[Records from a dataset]
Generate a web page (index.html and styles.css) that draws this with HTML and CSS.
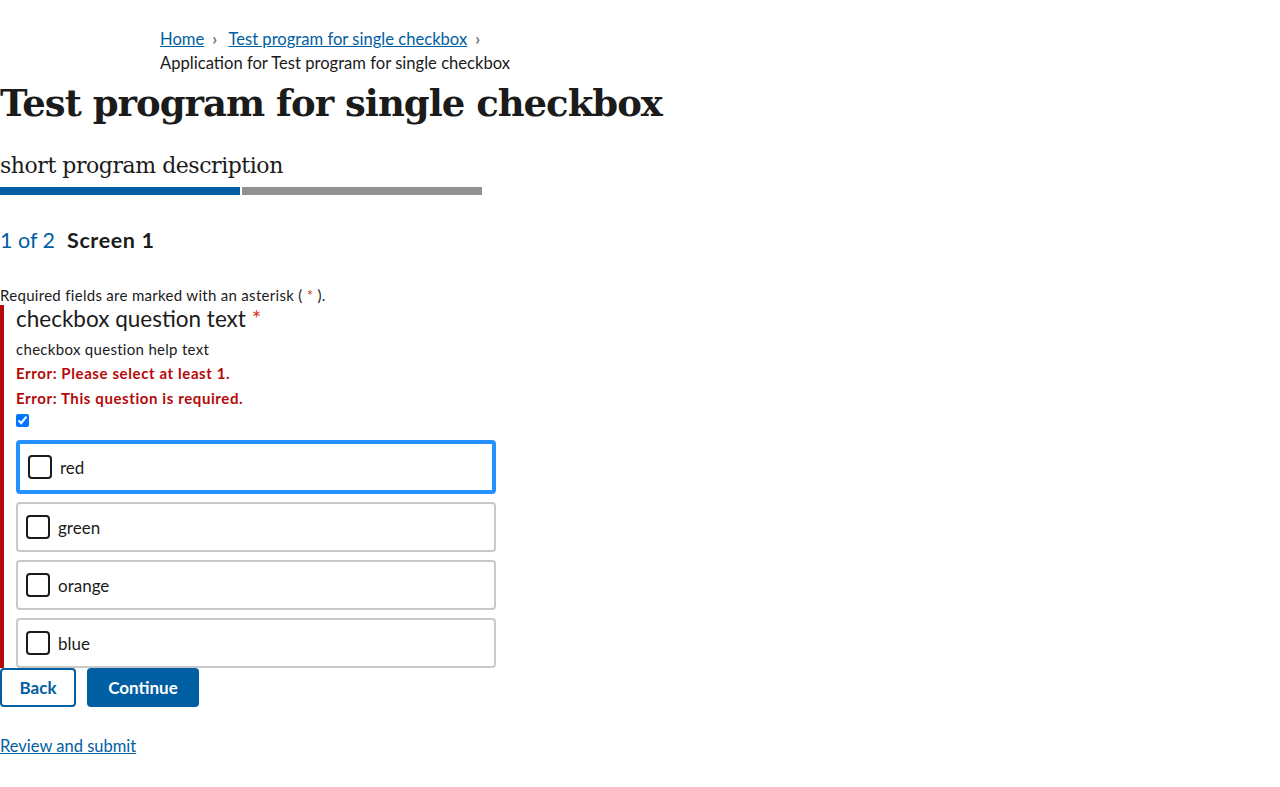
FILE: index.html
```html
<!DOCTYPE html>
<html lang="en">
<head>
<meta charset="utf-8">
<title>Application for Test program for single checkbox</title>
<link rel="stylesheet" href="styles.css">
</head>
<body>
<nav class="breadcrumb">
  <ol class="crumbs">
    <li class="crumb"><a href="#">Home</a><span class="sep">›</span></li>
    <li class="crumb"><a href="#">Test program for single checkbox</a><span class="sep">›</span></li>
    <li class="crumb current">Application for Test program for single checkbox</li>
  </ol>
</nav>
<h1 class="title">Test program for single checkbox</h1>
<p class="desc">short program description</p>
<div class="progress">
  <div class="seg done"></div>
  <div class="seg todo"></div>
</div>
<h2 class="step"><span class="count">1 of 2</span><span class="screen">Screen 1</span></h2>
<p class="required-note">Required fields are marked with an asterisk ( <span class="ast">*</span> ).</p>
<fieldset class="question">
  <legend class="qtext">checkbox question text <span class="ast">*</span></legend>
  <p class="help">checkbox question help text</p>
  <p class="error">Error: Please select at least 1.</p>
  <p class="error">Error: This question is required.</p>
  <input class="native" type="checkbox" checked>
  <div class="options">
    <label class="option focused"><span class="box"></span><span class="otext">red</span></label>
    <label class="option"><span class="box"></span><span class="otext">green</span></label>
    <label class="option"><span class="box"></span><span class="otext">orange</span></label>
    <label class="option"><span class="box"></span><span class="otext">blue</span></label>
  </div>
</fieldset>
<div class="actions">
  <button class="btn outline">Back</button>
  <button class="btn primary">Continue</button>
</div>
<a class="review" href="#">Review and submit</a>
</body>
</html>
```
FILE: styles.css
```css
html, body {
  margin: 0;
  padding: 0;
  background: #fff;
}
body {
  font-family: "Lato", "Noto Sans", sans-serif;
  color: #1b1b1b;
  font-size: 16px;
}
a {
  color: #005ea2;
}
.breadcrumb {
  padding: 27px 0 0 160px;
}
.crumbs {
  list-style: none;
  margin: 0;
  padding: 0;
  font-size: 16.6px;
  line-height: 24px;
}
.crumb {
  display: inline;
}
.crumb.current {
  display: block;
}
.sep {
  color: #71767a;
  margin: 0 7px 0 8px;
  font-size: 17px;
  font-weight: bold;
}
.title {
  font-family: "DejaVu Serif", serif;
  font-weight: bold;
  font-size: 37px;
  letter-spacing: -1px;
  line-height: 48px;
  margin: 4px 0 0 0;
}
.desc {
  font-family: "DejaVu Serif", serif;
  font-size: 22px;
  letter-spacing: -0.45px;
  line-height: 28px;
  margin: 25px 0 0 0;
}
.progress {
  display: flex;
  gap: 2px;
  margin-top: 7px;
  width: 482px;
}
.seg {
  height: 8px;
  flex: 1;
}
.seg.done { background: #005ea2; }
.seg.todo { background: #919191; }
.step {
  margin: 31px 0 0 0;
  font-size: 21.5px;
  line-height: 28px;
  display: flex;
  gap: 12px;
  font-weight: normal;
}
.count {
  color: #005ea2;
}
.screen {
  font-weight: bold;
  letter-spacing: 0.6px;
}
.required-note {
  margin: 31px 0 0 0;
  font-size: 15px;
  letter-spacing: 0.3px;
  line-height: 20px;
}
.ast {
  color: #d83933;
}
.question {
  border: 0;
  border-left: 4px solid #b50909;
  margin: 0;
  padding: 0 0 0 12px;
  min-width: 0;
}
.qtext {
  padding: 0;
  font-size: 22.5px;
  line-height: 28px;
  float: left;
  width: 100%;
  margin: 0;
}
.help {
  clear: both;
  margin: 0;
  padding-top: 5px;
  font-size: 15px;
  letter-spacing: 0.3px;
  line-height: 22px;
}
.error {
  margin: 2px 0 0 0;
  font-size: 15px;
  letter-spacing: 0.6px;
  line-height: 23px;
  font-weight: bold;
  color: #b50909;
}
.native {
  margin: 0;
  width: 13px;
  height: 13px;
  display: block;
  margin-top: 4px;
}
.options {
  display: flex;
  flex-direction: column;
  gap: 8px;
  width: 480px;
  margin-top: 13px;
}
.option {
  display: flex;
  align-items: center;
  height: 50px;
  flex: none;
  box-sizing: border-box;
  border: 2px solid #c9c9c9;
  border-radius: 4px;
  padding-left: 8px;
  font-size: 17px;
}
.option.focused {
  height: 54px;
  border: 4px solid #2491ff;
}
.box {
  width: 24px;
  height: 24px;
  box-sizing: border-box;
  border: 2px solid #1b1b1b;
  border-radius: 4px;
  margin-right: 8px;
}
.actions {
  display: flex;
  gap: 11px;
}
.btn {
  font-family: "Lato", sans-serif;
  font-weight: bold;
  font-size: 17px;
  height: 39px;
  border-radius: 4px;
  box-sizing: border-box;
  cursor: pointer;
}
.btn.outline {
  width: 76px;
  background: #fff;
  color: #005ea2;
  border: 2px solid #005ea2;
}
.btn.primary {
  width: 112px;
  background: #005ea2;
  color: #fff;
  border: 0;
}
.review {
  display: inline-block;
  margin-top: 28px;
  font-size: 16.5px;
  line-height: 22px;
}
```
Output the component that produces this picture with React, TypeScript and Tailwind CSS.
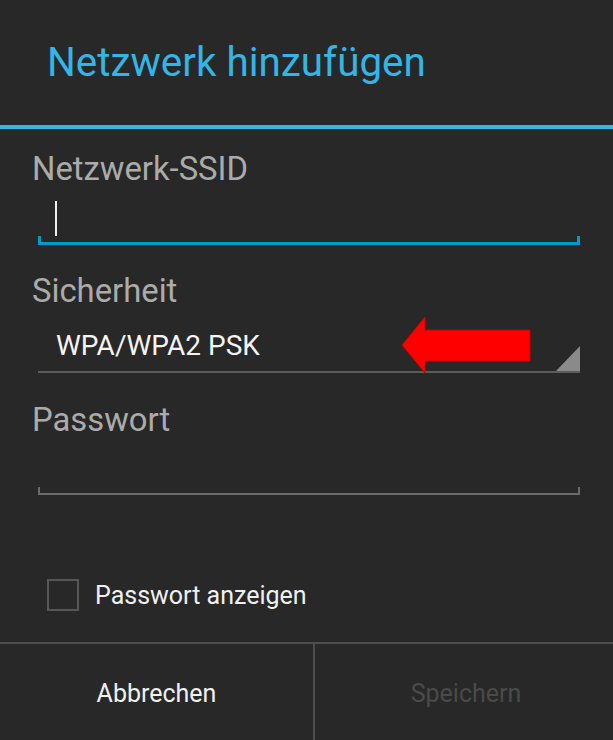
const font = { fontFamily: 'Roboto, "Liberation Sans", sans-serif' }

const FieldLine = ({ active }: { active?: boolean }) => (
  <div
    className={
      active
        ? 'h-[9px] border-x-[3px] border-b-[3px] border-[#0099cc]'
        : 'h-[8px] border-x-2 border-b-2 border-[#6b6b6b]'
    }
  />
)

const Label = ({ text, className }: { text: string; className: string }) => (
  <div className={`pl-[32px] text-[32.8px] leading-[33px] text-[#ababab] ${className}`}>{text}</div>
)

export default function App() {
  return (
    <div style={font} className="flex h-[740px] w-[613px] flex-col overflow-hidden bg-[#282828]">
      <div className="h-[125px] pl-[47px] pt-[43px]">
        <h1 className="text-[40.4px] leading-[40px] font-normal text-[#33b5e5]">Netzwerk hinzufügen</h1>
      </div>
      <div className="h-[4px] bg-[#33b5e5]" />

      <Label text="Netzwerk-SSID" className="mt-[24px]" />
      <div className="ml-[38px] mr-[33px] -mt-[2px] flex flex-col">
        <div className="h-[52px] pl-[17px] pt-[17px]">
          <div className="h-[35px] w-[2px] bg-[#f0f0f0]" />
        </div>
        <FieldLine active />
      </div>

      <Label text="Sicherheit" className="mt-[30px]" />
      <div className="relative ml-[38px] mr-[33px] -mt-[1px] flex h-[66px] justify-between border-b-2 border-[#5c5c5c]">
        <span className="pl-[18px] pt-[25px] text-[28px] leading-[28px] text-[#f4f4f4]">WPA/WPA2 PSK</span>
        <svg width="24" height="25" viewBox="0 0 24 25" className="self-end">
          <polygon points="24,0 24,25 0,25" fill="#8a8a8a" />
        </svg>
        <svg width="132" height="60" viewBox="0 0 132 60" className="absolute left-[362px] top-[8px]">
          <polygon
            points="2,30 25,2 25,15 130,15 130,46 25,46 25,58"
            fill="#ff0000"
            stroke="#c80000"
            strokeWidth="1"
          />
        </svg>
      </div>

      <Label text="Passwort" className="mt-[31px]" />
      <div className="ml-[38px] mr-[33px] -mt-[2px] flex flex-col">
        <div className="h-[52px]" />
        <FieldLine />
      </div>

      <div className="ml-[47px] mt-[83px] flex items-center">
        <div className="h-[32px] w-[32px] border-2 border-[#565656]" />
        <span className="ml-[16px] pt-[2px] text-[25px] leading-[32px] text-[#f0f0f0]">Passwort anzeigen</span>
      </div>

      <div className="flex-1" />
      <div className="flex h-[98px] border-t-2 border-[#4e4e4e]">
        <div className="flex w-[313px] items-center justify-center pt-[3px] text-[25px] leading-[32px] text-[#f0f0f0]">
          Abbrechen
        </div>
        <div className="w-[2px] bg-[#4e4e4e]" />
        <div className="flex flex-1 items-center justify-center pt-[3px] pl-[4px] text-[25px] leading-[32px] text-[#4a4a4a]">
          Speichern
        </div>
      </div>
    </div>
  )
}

> Stated goal: Look through the data above. Each line containing the word "index" needs to be copied.

> Problem solution:
Generate a web page (index.html and styles.css) that draws this with HTML and CSS.
FILE: index.html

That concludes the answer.